# [Provided data]
---
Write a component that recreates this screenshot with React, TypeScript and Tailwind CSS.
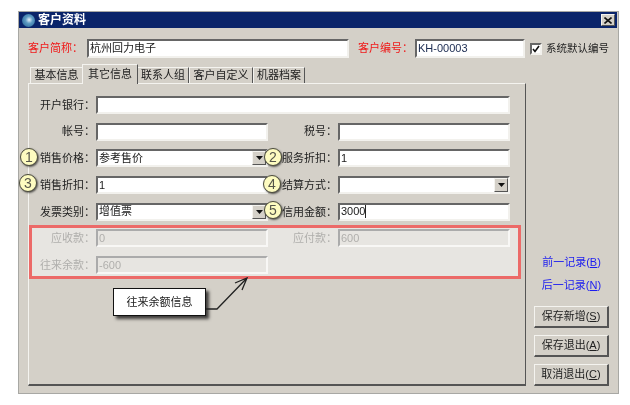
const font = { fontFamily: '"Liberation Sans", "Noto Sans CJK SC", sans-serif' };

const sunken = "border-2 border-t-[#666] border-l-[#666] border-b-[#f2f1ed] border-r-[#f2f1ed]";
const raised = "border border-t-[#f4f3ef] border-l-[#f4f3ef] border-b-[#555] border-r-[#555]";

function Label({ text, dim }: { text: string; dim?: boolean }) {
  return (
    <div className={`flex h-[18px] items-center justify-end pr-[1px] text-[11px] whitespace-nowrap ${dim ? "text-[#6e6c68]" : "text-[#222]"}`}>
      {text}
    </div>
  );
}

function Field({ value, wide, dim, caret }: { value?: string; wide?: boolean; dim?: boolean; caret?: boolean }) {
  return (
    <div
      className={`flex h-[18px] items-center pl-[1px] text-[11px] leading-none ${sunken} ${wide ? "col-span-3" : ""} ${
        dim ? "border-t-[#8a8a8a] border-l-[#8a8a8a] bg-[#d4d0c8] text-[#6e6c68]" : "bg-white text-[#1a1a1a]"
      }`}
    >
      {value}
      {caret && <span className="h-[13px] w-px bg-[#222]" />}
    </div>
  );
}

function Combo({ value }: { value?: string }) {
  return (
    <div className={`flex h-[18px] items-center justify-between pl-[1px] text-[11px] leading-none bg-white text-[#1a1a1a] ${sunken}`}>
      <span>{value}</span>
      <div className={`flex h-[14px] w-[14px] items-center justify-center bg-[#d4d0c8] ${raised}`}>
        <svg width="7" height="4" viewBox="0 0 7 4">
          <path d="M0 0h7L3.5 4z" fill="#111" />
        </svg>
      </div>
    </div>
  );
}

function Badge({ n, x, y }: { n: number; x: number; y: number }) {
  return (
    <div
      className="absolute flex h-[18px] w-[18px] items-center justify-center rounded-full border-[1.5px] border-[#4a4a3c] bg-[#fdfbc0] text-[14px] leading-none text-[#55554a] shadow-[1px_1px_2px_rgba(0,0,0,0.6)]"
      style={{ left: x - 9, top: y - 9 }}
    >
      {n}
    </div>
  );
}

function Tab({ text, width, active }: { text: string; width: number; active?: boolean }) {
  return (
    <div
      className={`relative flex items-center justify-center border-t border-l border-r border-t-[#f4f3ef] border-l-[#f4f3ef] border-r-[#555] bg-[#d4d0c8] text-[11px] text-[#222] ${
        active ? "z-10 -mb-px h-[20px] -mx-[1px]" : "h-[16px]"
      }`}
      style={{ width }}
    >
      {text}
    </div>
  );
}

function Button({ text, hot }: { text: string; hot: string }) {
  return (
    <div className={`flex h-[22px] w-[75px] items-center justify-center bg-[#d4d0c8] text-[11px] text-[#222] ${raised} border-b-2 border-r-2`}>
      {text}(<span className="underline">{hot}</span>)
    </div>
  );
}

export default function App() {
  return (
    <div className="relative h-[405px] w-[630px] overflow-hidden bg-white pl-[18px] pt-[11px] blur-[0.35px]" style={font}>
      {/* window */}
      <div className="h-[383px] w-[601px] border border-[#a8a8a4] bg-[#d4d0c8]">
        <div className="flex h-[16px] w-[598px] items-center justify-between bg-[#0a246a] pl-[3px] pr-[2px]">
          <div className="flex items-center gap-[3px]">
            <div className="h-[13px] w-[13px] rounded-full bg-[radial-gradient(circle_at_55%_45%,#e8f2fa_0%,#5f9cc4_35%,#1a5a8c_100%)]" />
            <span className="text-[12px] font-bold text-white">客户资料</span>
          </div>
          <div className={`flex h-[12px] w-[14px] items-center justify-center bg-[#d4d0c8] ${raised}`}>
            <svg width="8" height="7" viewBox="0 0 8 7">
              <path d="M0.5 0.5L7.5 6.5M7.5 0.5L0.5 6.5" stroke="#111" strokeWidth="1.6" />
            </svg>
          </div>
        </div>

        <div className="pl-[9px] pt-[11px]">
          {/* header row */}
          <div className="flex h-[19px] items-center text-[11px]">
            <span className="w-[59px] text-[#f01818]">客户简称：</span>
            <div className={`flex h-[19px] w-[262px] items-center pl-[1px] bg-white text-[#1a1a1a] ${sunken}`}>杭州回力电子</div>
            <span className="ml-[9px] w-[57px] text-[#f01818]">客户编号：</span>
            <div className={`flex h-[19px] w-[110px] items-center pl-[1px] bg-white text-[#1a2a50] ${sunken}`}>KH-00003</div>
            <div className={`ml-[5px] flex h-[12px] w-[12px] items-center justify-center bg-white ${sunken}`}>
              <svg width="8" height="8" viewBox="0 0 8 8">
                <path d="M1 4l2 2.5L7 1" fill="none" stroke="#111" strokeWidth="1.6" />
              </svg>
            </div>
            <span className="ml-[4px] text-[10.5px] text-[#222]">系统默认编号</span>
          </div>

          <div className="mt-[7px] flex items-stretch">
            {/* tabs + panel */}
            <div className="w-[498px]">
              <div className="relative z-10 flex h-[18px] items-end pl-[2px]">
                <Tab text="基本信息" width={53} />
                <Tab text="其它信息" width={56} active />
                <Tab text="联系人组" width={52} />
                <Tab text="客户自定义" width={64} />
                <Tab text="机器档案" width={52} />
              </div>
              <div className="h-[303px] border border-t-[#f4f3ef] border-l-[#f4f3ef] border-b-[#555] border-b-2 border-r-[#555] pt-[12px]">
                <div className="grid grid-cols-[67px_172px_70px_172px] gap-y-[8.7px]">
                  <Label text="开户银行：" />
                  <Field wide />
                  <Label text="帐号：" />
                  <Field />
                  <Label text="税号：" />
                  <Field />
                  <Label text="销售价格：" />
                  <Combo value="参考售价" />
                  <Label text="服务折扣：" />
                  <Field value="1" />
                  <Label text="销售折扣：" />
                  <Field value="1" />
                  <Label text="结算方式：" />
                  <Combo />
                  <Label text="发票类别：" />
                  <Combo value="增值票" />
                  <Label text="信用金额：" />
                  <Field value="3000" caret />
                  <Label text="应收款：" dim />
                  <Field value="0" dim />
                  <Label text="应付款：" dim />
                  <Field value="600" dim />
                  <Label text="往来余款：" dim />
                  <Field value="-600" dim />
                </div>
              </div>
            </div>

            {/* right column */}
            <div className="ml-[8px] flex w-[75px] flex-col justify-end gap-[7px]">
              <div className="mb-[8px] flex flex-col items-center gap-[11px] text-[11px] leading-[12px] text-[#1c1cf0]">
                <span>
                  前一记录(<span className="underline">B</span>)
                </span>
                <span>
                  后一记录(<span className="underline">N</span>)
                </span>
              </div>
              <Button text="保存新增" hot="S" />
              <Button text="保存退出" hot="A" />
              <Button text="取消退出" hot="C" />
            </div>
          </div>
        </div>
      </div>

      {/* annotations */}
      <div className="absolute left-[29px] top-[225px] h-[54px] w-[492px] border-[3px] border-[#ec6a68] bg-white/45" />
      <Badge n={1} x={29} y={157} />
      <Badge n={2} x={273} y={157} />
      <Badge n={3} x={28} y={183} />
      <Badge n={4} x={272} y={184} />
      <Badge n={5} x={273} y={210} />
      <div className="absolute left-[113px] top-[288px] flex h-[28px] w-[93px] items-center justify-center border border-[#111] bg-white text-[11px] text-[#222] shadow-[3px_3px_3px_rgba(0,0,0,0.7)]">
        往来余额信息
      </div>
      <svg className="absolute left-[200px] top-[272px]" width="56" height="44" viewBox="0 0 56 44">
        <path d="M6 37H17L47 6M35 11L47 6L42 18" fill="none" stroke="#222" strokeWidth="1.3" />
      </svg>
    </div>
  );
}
---
# [Written task]
Give back the whole listing as it stands, minus its pictures.

# [Exercise answer]
Write a component that recreates this screenshot with React, TypeScript and Tailwind CSS.
const font = { fontFamily: '"Liberation Sans", "Noto Sans CJK SC", sans-serif' };

const sunken = "border-2 border-t-[#666] border-l-[#666] border-b-[#f2f1ed] border-r-[#f2f1ed]";
const raised = "border border-t-[#f4f3ef] border-l-[#f4f3ef] border-b-[#555] border-r-[#555]";

function Label({ text, dim }: { text: string; dim?: boolean }) {
  return (
    <div className={`flex h-[18px] items-center justify-end pr-[1px] text-[11px] whitespace-nowrap ${dim ? "text-[#6e6c68]" : "text-[#222]"}`}>
      {text}
    </div>
  );
}

function Field({ value, wide, dim, caret }: { value?: string; wide?: boolean; dim?: boolean; caret?: boolean }) {
  return (
    <div
      className={`flex h-[18px] items-center pl-[1px] text-[11px] leading-none ${sunken} ${wide ? "col-span-3" : ""} ${
        dim ? "border-t-[#8a8a8a] border-l-[#8a8a8a] bg-[#d4d0c8] text-[#6e6c68]" : "bg-white text-[#1a1a1a]"
      }`}
    >
      {value}
      {caret && <span className="h-[13px] w-px bg-[#222]" />}
    </div>
  );
}

function Combo({ value }: { value?: string }) {
  return (
    <div className={`flex h-[18px] items-center justify-between pl-[1px] text-[11px] leading-none bg-white text-[#1a1a1a] ${sunken}`}>
      <span>{value}</span>
      <div className={`flex h-[14px] w-[14px] items-center justify-center bg-[#d4d0c8] ${raised}`}>
        <svg width="7" height="4" viewBox="0 0 7 4">
          <path d="M0 0h7L3.5 4z" fill="#111" />
        </svg>
      </div>
    </div>
  );
}

function Badge({ n, x, y }: { n: number; x: number; y: number }) {
  return (
    <div
      className="absolute flex h-[18px] w-[18px] items-center justify-center rounded-full border-[1.5px] border-[#4a4a3c] bg-[#fdfbc0] text-[14px] leading-none text-[#55554a] shadow-[1px_1px_2px_rgba(0,0,0,0.6)]"
      style={{ left: x - 9, top: y - 9 }}
    >
      {n}
    </div>
  );
}

function Tab({ text, width, active }: { text: string; width: number; active?: boolean }) {
  return (
    <div
      className={`relative flex items-center justify-center border-t border-l border-r border-t-[#f4f3ef] border-l-[#f4f3ef] border-r-[#555] bg-[#d4d0c8] text-[11px] text-[#222] ${
        active ? "z-10 -mb-px h-[20px] -mx-[1px]" : "h-[16px]"
      }`}
      style={{ width }}
    >
      {text}
    </div>
  );
}

function Button({ text, hot }: { text: string; hot: string }) {
  return (
    <div className={`flex h-[22px] w-[75px] items-center justify-center bg-[#d4d0c8] text-[11px] text-[#222] ${raised} border-b-2 border-r-2`}>
      {text}(<span className="underline">{hot}</span>)
    </div>
  );
}

export default function App() {
  return (
    <div className="relative h-[405px] w-[630px] overflow-hidden bg-white pl-[18px] pt-[11px] blur-[0.35px]" style={font}>
      {/* window */}
      <div className="h-[383px] w-[601px] border border-[#a8a8a4] bg-[#d4d0c8]">
        <div className="flex h-[16px] w-[598px] items-center justify-between bg-[#0a246a] pl-[3px] pr-[2px]">
          <div className="flex items-center gap-[3px]">
            <div className="h-[13px] w-[13px] rounded-full bg-[radial-gradient(circle_at_55%_45%,#e8f2fa_0%,#5f9cc4_35%,#1a5a8c_100%)]" />
            <span className="text-[12px] font-bold text-white">客户资料</span>
          </div>
          <div className={`flex h-[12px] w-[14px] items-center justify-center bg-[#d4d0c8] ${raised}`}>
            <svg width="8" height="7" viewBox="0 0 8 7">
              <path d="M0.5 0.5L7.5 6.5M7.5 0.5L0.5 6.5" stroke="#111" strokeWidth="1.6" />
            </svg>
          </div>
        </div>

        <div className="pl-[9px] pt-[11px]">
          {/* header row */}
          <div className="flex h-[19px] items-center text-[11px]">
            <span className="w-[59px] text-[#f01818]">客户简称：</span>
            <div className={`flex h-[19px] w-[262px] items-center pl-[1px] bg-white text-[#1a1a1a] ${sunken}`}>杭州回力电子</div>
            <span className="ml-[9px] w-[57px] text-[#f01818]">客户编号：</span>
            <div className={`flex h-[19px] w-[110px] items-center pl-[1px] bg-white text-[#1a2a50] ${sunken}`}>KH-00003</div>
            <div className={`ml-[5px] flex h-[12px] w-[12px] items-center justify-center bg-white ${sunken}`}>
              <svg width="8" height="8" viewBox="0 0 8 8">
                <path d="M1 4l2 2.5L7 1" fill="none" stroke="#111" strokeWidth="1.6" />
              </svg>
            </div>
            <span className="ml-[4px] text-[10.5px] text-[#222]">系统默认编号</span>
          </div>

          <div className="mt-[7px] flex items-stretch">
            {/* tabs + panel */}
            <div className="w-[498px]">
              <div className="relative z-10 flex h-[18px] items-end pl-[2px]">
                <Tab text="基本信息" width={53} />
                <Tab text="其它信息" width={56} active />
                <Tab text="联系人组" width={52} />
                <Tab text="客户自定义" width={64} />
                <Tab text="机器档案" width={52} />
              </div>
              <div className="h-[303px] border border-t-[#f4f3ef] border-l-[#f4f3ef] border-b-[#555] border-b-2 border-r-[#555] pt-[12px]">
                <div className="grid grid-cols-[67px_172px_70px_172px] gap-y-[8.7px]">
                  <Label text="开户银行：" />
                  <Field wide />
                  <Label text="帐号：" />
                  <Field />
                  <Label text="税号：" />
                  <Field />
                  <Label text="销售价格：" />
                  <Combo value="参考售价" />
                  <Label text="服务折扣：" />
                  <Field value="1" />
                  <Label text="销售折扣：" />
                  <Field value="1" />
                  <Label text="结算方式：" />
                  <Combo />
                  <Label text="发票类别：" />
                  <Combo value="增值票" />
                  <Label text="信用金额：" />
                  <Field value="3000" caret />
                  <Label text="应收款：" dim />
                  <Field value="0" dim />
                  <Label text="应付款：" dim />
                  <Field value="600" dim />
                  <Label text="往来余款：" dim />
                  <Field value="-600" dim />
                </div>
              </div>
            </div>

            {/* right column */}
            <div className="ml-[8px] flex w-[75px] flex-col justify-end gap-[7px]">
              <div className="mb-[8px] flex flex-col items-center gap-[11px] text-[11px] leading-[12px] text-[#1c1cf0]">
                <span>
                  前一记录(<span className="underline">B</span>)
                </span>
                <span>
                  后一记录(<span className="underline">N</span>)
                </span>
              </div>
              <Button text="保存新增" hot="S" />
              <Button text="保存退出" hot="A" />
              <Button text="取消退出" hot="C" />
            </div>
          </div>
        </div>
      </div>

      {/* annotations */}
      <div className="absolute left-[29px] top-[225px] h-[54px] w-[492px] border-[3px] border-[#ec6a68] bg-white/45" />
      <Badge n={1} x={29} y={157} />
      <Badge n={2} x={273} y={157} />
      <Badge n={3} x={28} y={183} />
      <Badge n={4} x={272} y={184} />
      <Badge n={5} x={273} y={210} />
      <div className="absolute left-[113px] top-[288px] flex h-[28px] w-[93px] items-center justify-center border border-[#111] bg-white text-[11px] text-[#222] shadow-[3px_3px_3px_rgba(0,0,0,0.7)]">
        往来余额信息
      </div>
      <svg className="absolute left-[200px] top-[272px]" width="56" height="44" viewBox="0 0 56 44">
        <path d="M6 37H17L47 6M35 11L47 6L42 18" fill="none" stroke="#222" strokeWidth="1.3" />
      </svg>
    </div>
  );
}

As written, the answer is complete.